■ TASK STATEMENT ■
Copy the data below exactly, omitting any picture it contains.

━━━━━━━━━━━━━━━━━━━━━━━━━━━━━━

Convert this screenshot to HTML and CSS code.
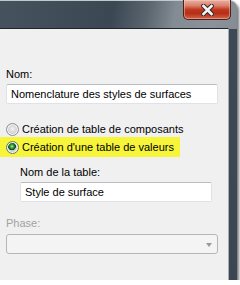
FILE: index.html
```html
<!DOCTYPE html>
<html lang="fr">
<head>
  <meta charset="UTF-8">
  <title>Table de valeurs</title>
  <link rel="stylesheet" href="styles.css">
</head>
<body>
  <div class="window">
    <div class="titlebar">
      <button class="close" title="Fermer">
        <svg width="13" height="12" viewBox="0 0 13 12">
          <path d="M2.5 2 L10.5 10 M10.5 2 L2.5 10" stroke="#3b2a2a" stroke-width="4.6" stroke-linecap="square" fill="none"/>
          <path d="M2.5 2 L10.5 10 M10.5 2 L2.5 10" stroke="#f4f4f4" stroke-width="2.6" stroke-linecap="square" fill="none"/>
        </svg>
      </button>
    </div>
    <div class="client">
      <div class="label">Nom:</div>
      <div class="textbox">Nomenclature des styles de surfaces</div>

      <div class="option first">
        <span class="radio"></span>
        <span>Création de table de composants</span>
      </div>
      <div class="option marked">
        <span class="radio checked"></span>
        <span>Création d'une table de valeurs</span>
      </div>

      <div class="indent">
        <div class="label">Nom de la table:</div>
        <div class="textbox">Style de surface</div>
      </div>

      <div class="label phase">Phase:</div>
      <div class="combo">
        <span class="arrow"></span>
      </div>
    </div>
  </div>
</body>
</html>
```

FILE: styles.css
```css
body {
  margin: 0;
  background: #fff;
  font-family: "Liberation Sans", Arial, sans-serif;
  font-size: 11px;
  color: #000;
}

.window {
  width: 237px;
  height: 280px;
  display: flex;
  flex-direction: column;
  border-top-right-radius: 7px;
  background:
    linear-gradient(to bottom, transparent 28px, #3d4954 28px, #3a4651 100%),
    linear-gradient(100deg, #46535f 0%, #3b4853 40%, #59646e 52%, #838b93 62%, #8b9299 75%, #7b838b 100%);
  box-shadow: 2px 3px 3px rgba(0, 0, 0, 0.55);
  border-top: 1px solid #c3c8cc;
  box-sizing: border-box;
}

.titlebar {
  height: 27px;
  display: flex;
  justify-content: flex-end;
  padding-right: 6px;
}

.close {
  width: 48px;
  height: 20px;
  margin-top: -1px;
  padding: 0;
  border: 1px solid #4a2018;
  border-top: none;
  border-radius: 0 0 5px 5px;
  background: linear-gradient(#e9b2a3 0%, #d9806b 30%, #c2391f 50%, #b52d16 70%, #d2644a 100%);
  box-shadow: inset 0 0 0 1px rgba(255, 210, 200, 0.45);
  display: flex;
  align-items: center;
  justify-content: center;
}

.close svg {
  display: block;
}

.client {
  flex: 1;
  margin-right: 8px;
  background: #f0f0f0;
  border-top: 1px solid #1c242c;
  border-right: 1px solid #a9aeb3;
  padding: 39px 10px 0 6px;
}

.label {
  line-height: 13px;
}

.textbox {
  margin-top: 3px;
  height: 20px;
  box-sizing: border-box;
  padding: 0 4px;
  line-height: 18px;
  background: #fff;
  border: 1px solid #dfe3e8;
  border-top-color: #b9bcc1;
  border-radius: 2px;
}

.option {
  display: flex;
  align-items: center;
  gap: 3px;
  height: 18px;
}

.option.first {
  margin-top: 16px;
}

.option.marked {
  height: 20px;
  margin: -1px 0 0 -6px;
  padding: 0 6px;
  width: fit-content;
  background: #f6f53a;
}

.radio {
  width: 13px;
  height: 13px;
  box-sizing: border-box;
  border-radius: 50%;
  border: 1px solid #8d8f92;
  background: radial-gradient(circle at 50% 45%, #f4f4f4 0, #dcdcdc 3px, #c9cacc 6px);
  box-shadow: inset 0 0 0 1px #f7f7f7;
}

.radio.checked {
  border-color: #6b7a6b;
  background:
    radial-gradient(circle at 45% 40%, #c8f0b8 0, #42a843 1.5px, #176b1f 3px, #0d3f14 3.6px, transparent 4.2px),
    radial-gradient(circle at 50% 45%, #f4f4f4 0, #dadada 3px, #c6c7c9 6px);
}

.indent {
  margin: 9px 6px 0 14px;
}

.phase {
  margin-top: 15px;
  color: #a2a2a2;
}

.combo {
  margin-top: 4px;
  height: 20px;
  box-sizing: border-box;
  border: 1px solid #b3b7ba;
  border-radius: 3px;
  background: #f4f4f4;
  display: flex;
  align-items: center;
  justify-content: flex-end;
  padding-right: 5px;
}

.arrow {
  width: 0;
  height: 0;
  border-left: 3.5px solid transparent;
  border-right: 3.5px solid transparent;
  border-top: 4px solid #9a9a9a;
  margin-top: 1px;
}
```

━━━━━━━━━━━━━━━━━━━━━━━━━━━━━━

■ TASK SOLUTION ■
Convert this screenshot to HTML and CSS code.
FILE: index.html
```html
<!DOCTYPE html>
<html lang="fr">
<head>
  <meta charset="UTF-8">
  <title>Table de valeurs</title>
  <link rel="stylesheet" href="styles.css">
</head>
<body>
  <div class="window">
    <div class="titlebar">
      <button class="close" title="Fermer">
        <svg width="13" height="12" viewBox="0 0 13 12">
          <path d="M2.5 2 L10.5 10 M10.5 2 L2.5 10" stroke="#3b2a2a" stroke-width="4.6" stroke-linecap="square" fill="none"/>
          <path d="M2.5 2 L10.5 10 M10.5 2 L2.5 10" stroke="#f4f4f4" stroke-width="2.6" stroke-linecap="square" fill="none"/>
        </svg>
      </button>
    </div>
    <div class="client">
      <div class="label">Nom:</div>
      <div class="textbox">Nomenclature des styles de surfaces</div>

      <div class="option first">
        <span class="radio"></span>
        <span>Création de table de composants</span>
      </div>
      <div class="option marked">
        <span class="radio checked"></span>
        <span>Création d'une table de valeurs</span>
      </div>

      <div class="indent">
        <div class="label">Nom de la table:</div>
        <div class="textbox">Style de surface</div>
      </div>

      <div class="label phase">Phase:</div>
      <div class="combo">
        <span class="arrow"></span>
      </div>
    </div>
  </div>
</body>
</html>
```

FILE: styles.css
```css
body {
  margin: 0;
  background: #fff;
  font-family: "Liberation Sans", Arial, sans-serif;
  font-size: 11px;
  color: #000;
}

.window {
  width: 237px;
  height: 280px;
  display: flex;
  flex-direction: column;
  border-top-right-radius: 7px;
  background:
    linear-gradient(to bottom, transparent 28px, #3d4954 28px, #3a4651 100%),
    linear-gradient(100deg, #46535f 0%, #3b4853 40%, #59646e 52%, #838b93 62%, #8b9299 75%, #7b838b 100%);
  box-shadow: 2px 3px 3px rgba(0, 0, 0, 0.55);
  border-top: 1px solid #c3c8cc;
  box-sizing: border-box;
}

.titlebar {
  height: 27px;
  display: flex;
  justify-content: flex-end;
  padding-right: 6px;
}

.close {
  width: 48px;
  height: 20px;
  margin-top: -1px;
  padding: 0;
  border: 1px solid #4a2018;
  border-top: none;
  border-radius: 0 0 5px 5px;
  background: linear-gradient(#e9b2a3 0%, #d9806b 30%, #c2391f 50%, #b52d16 70%, #d2644a 100%);
  box-shadow: inset 0 0 0 1px rgba(255, 210, 200, 0.45);
  display: flex;
  align-items: center;
  justify-content: center;
}

.close svg {
  display: block;
}

.client {
  flex: 1;
  margin-right: 8px;
  background: #f0f0f0;
  border-top: 1px solid #1c242c;
  border-right: 1px solid #a9aeb3;
  padding: 39px 10px 0 6px;
}

.label {
  line-height: 13px;
}

.textbox {
  margin-top: 3px;
  height: 20px;
  box-sizing: border-box;
  padding: 0 4px;
  line-height: 18px;
  background: #fff;
  border: 1px solid #dfe3e8;
  border-top-color: #b9bcc1;
  border-radius: 2px;
}

.option {
  display: flex;
  align-items: center;
  gap: 3px;
  height: 18px;
}

.option.first {
  margin-top: 16px;
}

.option.marked {
  height: 20px;
  margin: -1px 0 0 -6px;
  padding: 0 6px;
  width: fit-content;
  background: #f6f53a;
}

.radio {
  width: 13px;
  height: 13px;
  box-sizing: border-box;
  border-radius: 50%;
  border: 1px solid #8d8f92;
  background: radial-gradient(circle at 50% 45%, #f4f4f4 0, #dcdcdc 3px, #c9cacc 6px);
  box-shadow: inset 0 0 0 1px #f7f7f7;
}

.radio.checked {
  border-color: #6b7a6b;
  background:
    radial-gradient(circle at 45% 40%, #c8f0b8 0, #42a843 1.5px, #176b1f 3px, #0d3f14 3.6px, transparent 4.2px),
    radial-gradient(circle at 50% 45%, #f4f4f4 0, #dadada 3px, #c6c7c9 6px);
}

.indent {
  margin: 9px 6px 0 14px;
}

.phase {
  margin-top: 15px;
  color: #a2a2a2;
}

.combo {
  margin-top: 4px;
  height: 20px;
  box-sizing: border-box;
  border: 1px solid #b3b7ba;
  border-radius: 3px;
  background: #f4f4f4;
  display: flex;
  align-items: center;
  justify-content: flex-end;
  padding-right: 5px;
}

.arrow {
  width: 0;
  height: 0;
  border-left: 3.5px solid transparent;
  border-right: 3.5px solid transparent;
  border-top: 4px solid #9a9a9a;
  margin-top: 1px;
}
```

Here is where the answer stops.